• Exercise requirements: How many lines in this data contain the string "screenshot"? Reply with the number only.

● ● ●

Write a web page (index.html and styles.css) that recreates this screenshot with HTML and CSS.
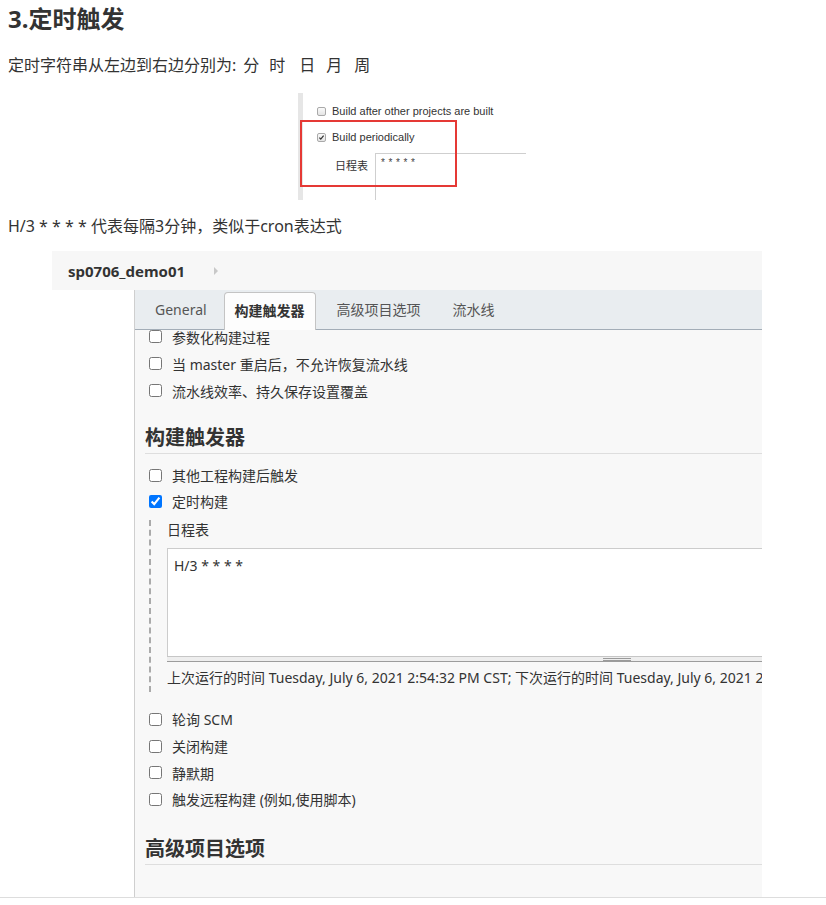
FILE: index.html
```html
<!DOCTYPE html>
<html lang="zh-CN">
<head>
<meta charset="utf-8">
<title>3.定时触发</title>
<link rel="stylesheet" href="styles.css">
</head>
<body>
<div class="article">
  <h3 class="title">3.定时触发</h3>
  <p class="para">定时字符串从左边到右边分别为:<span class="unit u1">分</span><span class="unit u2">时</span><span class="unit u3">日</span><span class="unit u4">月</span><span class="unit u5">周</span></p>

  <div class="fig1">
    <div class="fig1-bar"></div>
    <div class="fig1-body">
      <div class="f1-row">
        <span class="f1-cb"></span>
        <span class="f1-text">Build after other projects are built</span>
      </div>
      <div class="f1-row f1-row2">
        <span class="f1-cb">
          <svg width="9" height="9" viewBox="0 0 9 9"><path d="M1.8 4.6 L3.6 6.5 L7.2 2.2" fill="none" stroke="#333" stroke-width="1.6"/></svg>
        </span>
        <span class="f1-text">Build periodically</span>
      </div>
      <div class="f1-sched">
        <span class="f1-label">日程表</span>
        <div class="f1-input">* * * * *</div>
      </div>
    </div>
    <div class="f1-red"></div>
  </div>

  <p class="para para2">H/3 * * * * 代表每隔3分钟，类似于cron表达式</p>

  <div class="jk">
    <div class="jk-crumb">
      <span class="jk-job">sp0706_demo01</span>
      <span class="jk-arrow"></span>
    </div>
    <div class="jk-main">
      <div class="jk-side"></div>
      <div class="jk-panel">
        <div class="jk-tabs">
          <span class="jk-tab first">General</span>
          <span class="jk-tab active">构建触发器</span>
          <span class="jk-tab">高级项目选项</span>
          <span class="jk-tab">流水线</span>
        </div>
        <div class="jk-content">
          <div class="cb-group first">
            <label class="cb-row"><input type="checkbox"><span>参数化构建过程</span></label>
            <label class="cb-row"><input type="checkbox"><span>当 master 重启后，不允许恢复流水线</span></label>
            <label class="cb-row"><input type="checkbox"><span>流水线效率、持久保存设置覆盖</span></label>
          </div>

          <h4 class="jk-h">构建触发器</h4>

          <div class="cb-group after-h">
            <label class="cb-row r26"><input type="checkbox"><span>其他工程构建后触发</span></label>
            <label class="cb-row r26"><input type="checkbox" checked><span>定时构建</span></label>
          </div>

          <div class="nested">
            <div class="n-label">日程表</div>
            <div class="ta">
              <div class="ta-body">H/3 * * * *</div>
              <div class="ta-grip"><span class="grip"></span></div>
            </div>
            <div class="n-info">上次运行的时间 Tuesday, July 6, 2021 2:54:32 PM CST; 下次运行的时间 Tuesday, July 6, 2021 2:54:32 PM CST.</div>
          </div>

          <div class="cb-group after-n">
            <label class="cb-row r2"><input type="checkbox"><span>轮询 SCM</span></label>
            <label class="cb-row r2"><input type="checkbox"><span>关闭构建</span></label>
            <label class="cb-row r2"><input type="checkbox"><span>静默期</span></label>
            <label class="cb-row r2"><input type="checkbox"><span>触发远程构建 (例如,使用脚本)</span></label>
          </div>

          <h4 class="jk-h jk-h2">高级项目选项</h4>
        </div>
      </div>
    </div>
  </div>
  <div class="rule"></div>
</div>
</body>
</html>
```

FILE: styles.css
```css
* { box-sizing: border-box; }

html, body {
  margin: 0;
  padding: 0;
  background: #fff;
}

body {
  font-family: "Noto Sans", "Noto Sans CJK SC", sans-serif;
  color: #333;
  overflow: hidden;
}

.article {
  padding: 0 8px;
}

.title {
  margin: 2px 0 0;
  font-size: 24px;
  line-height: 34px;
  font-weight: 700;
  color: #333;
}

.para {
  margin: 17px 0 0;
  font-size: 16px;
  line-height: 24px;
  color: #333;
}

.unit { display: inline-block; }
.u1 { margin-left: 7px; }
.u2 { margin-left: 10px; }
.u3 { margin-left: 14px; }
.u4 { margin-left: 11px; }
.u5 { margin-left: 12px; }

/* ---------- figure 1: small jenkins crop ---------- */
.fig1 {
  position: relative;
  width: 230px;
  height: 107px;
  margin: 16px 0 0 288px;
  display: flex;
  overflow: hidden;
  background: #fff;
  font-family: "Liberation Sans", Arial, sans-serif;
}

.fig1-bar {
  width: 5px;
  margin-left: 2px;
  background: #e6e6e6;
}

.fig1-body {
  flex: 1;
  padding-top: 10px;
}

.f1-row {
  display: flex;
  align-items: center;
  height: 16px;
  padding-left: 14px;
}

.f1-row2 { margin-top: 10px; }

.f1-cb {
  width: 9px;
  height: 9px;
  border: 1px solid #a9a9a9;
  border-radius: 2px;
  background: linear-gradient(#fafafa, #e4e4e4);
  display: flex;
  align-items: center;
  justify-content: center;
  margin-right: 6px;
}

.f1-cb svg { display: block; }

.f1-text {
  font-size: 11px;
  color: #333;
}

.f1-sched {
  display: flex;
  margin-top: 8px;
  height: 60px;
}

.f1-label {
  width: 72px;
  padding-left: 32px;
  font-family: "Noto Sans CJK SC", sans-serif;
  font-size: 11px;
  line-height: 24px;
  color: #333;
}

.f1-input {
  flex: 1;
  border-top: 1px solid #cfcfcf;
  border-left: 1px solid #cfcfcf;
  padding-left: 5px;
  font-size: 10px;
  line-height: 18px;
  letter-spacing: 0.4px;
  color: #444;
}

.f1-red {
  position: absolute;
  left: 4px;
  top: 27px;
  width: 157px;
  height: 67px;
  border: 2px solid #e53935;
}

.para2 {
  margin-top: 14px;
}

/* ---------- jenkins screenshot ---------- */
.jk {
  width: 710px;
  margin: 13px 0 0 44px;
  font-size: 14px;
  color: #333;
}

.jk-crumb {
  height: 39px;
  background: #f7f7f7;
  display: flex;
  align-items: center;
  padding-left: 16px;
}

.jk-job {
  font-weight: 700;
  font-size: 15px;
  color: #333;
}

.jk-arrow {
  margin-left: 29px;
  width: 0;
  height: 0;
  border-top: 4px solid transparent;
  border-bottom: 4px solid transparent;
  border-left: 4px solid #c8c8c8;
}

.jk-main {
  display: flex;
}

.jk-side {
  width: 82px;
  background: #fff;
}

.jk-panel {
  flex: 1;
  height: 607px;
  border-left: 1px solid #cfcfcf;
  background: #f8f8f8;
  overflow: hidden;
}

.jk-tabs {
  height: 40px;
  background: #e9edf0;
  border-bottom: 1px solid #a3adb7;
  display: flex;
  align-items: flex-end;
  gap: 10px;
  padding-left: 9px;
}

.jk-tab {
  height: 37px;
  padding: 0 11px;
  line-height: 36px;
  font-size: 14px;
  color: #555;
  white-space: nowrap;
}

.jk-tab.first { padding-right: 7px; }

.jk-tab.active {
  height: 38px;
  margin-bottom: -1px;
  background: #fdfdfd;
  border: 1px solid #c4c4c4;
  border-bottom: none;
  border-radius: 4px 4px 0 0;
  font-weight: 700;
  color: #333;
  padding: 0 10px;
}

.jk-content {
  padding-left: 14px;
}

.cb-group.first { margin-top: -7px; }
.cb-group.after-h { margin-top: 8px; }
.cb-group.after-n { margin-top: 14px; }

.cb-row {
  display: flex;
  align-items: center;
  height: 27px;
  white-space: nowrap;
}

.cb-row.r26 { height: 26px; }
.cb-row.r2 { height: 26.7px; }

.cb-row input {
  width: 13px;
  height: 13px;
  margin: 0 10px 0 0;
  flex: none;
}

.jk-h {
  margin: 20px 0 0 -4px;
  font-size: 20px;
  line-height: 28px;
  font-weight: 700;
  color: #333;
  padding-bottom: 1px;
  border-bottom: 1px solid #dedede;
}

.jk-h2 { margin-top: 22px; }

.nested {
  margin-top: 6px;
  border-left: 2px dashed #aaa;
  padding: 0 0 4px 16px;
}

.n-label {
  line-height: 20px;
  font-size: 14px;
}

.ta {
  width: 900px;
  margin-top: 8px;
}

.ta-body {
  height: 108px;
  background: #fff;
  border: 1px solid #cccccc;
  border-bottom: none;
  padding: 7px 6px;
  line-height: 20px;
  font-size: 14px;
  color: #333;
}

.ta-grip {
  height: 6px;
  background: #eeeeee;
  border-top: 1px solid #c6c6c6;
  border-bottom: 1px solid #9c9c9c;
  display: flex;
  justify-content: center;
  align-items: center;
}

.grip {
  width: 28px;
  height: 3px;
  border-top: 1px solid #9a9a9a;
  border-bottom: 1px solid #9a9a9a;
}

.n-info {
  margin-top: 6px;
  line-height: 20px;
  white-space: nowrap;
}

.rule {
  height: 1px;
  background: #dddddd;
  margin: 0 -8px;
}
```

● ● ●

• Answer to the task: 2